Researchers working with Rhesus monkeys (that had been paralyzed in one leg due to spinal cord injuries) were able to create an implant that could bypass the spinal cord damage by sending instructions directly from the brain to the nerves controlling leg movement.
ACCORDING TO THE RESULTS OF THE STUDY, PUBLISHED IN NATURE, THE IMPLANT’S EFFECTIVENESS IS ALMOST IMMEDIATE.
The monkeys regained some control of the paralyzed leg within a week of receiving the implant — and they were even able to walk in a straight line on a treadmill.
They have yet to test the monkey’s ability to steer, but this development is still a huge breakthrough.
“This is the first time that a neurotechnology has restored locomotion in primates,” researcher Dr. Gregoire Courtine told BBC News.

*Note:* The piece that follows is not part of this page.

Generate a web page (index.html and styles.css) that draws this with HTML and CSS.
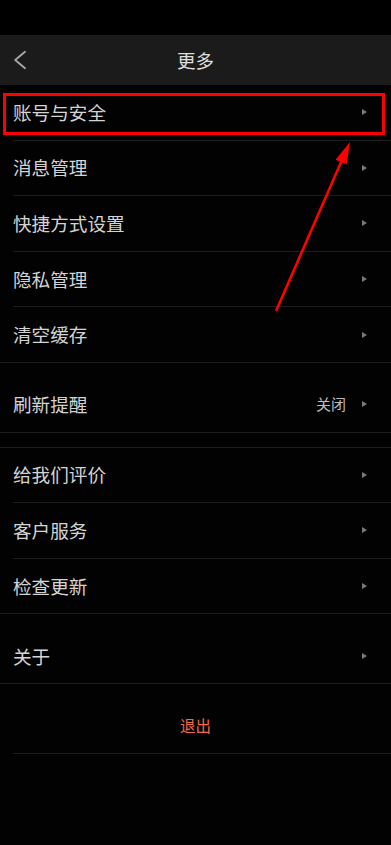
FILE: index.html
```html
<!DOCTYPE html>
<html lang="zh-CN">
<head>
<meta charset="utf-8">
<title>更多</title>
<link rel="stylesheet" href="styles.css">
</head>
<body>
<div class="page">
  <div class="status"></div>
  <div class="nav">
    <div class="nav-left">
      <svg class="back" width="14" height="20" viewBox="0 0 14 20"><polyline points="12,1.8 2.2,10 12,18.2" fill="none" stroke="#a8a8a8" stroke-width="1.8" stroke-linecap="round" stroke-linejoin="round"/></svg>
    </div>
    <div class="nav-title">更多</div>
    <div class="nav-right"></div>
  </div>

  <div class="group g1">
    <div class="row"><div class="row-inner"><span class="label">账号与安全</span><span class="chev"></span></div></div>
    <div class="row"><div class="row-inner"><span class="label">消息管理</span><span class="chev"></span></div></div>
    <div class="row"><div class="row-inner"><span class="label">快捷方式设置</span><span class="chev"></span></div></div>
    <div class="row"><div class="row-inner"><span class="label">隐私管理</span><span class="chev"></span></div></div>
    <div class="row"><div class="row-inner"><span class="label">清空缓存</span><span class="chev"></span></div></div>
  </div>

  <div class="group g2">
    <div class="row"><div class="row-inner"><span class="label">刷新提醒</span><span class="value">关闭</span><span class="chev"></span></div></div>
  </div>

  <div class="group g3">
    <div class="row"><div class="row-inner"><span class="label">给我们评价</span><span class="chev"></span></div></div>
    <div class="row"><div class="row-inner"><span class="label">客户服务</span><span class="chev"></span></div></div>
    <div class="row"><div class="row-inner"><span class="label">检查更新</span><span class="chev"></span></div></div>
  </div>

  <div class="group g4">
    <div class="row"><div class="row-inner"><span class="label">关于</span><span class="chev"></span></div></div>
  </div>

  <div class="logout">
    <div class="logout-inner">退出</div>
  </div>

  <div class="highlight"></div>
  <svg class="annot" width="391" height="845" viewBox="0 0 391 845">
    <line x1="276.5" y1="310" x2="342" y2="160" stroke="#ff0000" stroke-width="2.6" stroke-linecap="round"/>
    <polygon points="350,142 346.6,164.6 335.6,159.8" fill="#ff0000"/>
  </svg>
</div>
</body>
</html>
```

FILE: styles.css
```css
* { box-sizing: border-box; }
html, body {
  margin: 0;
  padding: 0;
  background: #020202;
}
body {
  font-family: "Noto Sans CJK SC", "Noto Sans", sans-serif;
  color: #d2d2d2;
}
.page {
  position: relative;
  width: 391px;
  height: 845px;
  overflow: hidden;
  background: #020202;
}
.status {
  height: 35px;
  background: #000;
}
.nav {
  height: 50px;
  background: #1b1b1b;
  display: grid;
  grid-template-columns: 60px 1fr 60px;
  align-items: center;
}
.nav-left {
  display: flex;
  align-items: center;
  padding-left: 13px;
}
.back { display: block; }
.nav-title {
  text-align: center;
  font-size: 18.5px;
  line-height: 24px;
  color: #dedede;
}
.group.g2 { margin-top: 14px; }
.group.g3 { margin-top: 14px; border-top: 1px solid #1d1d1d; }
.group.g4 { margin-top: 14.5px; }
.row {
  padding-left: 13px;
}
.row-inner {
  height: 55.6px;
  display: flex;
  align-items: center;
  padding-right: 24px;
  border-bottom: 1px solid #1d1d1d;
}
.row:last-child {
  border-bottom: 1px solid #1d1d1d;
}
.row:last-child .row-inner {
  border-bottom: none;
  height: 54.6px;
}
.label {
  flex: 1;
  font-size: 18.6px;
  line-height: 24px;
  color: #d4d4d4;
  margin-top: -1px;
}
.value {
  font-size: 15px;
  line-height: 20px;
  color: #bdbdbd;
  margin-right: 16px;
}
.chev {
  width: 0;
  height: 0;
  border-left: 5px solid #7a7a7a;
  border-top: 3.5px solid transparent;
  border-bottom: 3.5px solid transparent;
}
.logout {
  margin-top: 14.5px;
  padding-left: 13px;
}
.logout-inner {
  height: 55px;
  display: flex;
  align-items: center;
  justify-content: center;
  padding-right: 13px;
  padding-bottom: 1px;
  font-size: 15.5px;
  color: #ee6a48;
  border-bottom: 1px solid #1d1d1d;
}
.highlight {
  position: absolute;
  left: 3px;
  top: 93px;
  width: 382px;
  height: 42px;
  border: 3px solid #ff0000;
}
.annot {
  position: absolute;
  left: 0;
  top: 0;
  pointer-events: none;
}
```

THIS MAY HAVE HUGE IMPLICATIONS FOR THE FUTURE OF PARALYZED PATIENTS.
While the way humans walk is different from the way primates walk (as we are bipedal), the technology used by researchers to stimulate the spinal cord is the same as that used in deep brain stimulation to treat Parkinson’s disease — so using this method on paralyzed humans is not out of the question.
“For the first time, I can image a completely paralyzed patient being able to move their legs through this brain-spine interface.” Jocelyne Bloch, a neurosurgeon from the Lausanne University Hospital, told BBC.